Ironically, Mayor Turner is not new to this system. In his political career, he has experienced the damaging  wraths of the mainstream, the foremost being his brush with  Wayne Dolcefino’s 1991 investigative report into his alleged shady insurance dealings.

It may be recalled that the 1991 Houston mayor’s race which included incumbent Kathy Whitmire, Bob Lanier, and Turner ended up in squared off between  Lanier and Turner. Six days before this runoff, KTRK decided to air Wayne’s report on Turner. While the subject was the insurance fraud, the story further made another surprise revelation – that Turner, a married man, was living with a “life-long friend” Dwight Thomas. The intention to air this story a few days before a heated run-off election is explicably a premeditated attempt to perpetrate destructive consequences on Turners possible victory.

With this incident alone, it is expected that Mayor Turner would have learnt his lessons about the risks of flirting with the mainstream media clan. Regrettably, and soon after he was sworn in January 2016, Mayor Turner once again open his arms to the oppressors of the conventional media – shuttling their newsrooms, studios, and shows; and welcoming them all around his official realms.

To his credit, Mayor Turner’s team tried to align with a coalition of diverse Houston media practitioners in his early period in office. This was in 2016. He had invited individuals of the local media to a lunch and briefed them on the state of the City’s business. Again, this event accomplished nothing but free lunch and photo ops for the blogs.

Ultimately, the Mayor’s inability to effectively create the appropriate media partners to project and protect his mission might hunt down his path to success.

Notwithstanding, the fact remains that this Mayor might not even recognize most minority media outlets, as he enjoys his fascination with the big media – granting unprecedented attention to matters of the mainstream.  The lucky Mayor got carried away with his big media buddies, enjoying their courtship as he made their local news headlines from every angle. Regrettably, the mayor and his media cohorts relegated their Black Press to email lists of ineffectual press releases announcing his schedules and trade mission trips around the globe.  Indeed, his intoxication for the big media grew overboard leaving him with little or no strategies to effectively supervise handlers of his communication zone.

Mayor Turner perhaps could have simply learnt from Mayor P. Lee Brown’s Black Press Strategy Book. Soon after Mayor Brown became the city’s first Black mayor in 1997, he created a network of Black Press consisting of media owners. He met with them every month to discuss his policies; minority media prospects, and strategies to project and protect g the city’s agenda. The coffees and cookies were not that good, yet those meetings were very resourceful. The Black media gang stood in-between Mayor Brown and the mainstream oppressors, creating a forum that commendably addressed complexities of city politics. That was not all. Mayor Brown and his Mayor Pro Tem, Jew Don Boney Jr. knew all Black-owned media by heart, their locations, owners, and editorial calendars.  Mayor Brown also courted the Houston Association of Black Journalists, and personally visited their meetings regularly to share concerns and prospects.
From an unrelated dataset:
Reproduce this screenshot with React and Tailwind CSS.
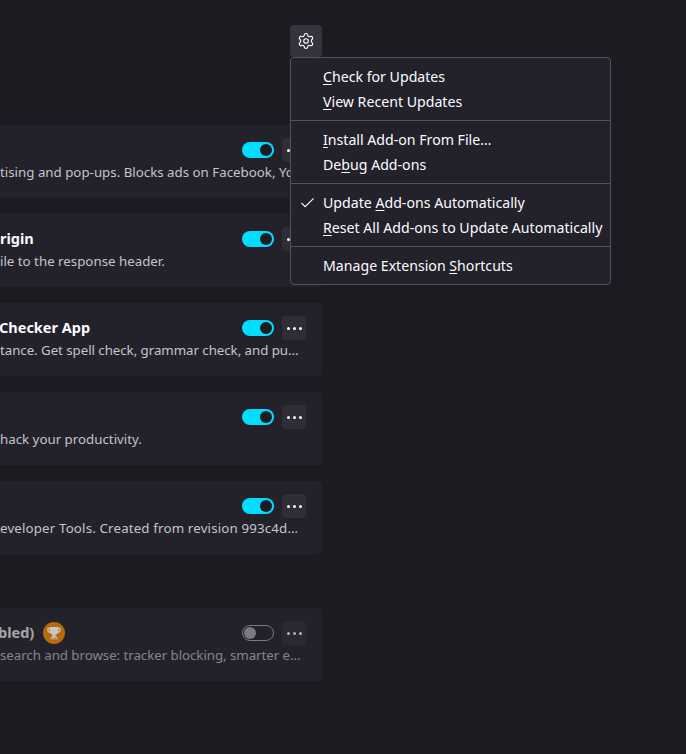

It is most relevant and safer for minority leaders to entrust their information and essential engagements with media entities that share their passion, communal interests, and governance ideologies.  Anytime they step beyond these boundaries, they fail.

These relationships paid off in Mayor Brown’s reelection bid when he won his third and final two-year term by narrowly beating Orlando Sanchez, a city councilman who was trying to become the city’s first Hispanic mayor. The Black Press – a combined print circulation of more than 200,000 free copies from more than 15 newspapers at the time, coupled with electronic media outlets went on rampage to create the needed awareness that kept their guy in the office for his last term.

In a full confession mode –Chris Begala, spokesman for Mr. Sanchez, acknowledged strong support from Hispanic voters as well as Anglo voters but not enough to overcome the turnouts from predominantly black neighborhoods.

But the current development logically signals a bombardment of the mayoral sector by the mainstream media. Without doubt, Mayor Turner’s office has been penetrated, and Ms. Ward’s email scandal might just be the beginning. Ultimately, the Mayor’s inability to effectively create the appropriate media partners to project and protect his mission might hunt down his path to success. Similarly, his love affair with the mainstream media oppressors may have boomeranged. And for other minority leaders who do not know, the mainstream media is like the Insurance Companies. They are simply, not just your friends.

It may sound unusual, but the only leaders who would fall into such trap are those intoxicated by the mainstream media identity. Smart leaders identify with the very media that originates from the cultural base. They align with indigenous media houses that serve as community partners rather than merchants for abnormal profits. Hence, it is most relevant and safer for minority leaders to entrust their information and essential engagements with media entities that share their passion, communal interests, and governance ideologies.  Anytime they step beyond these boundaries, they fail.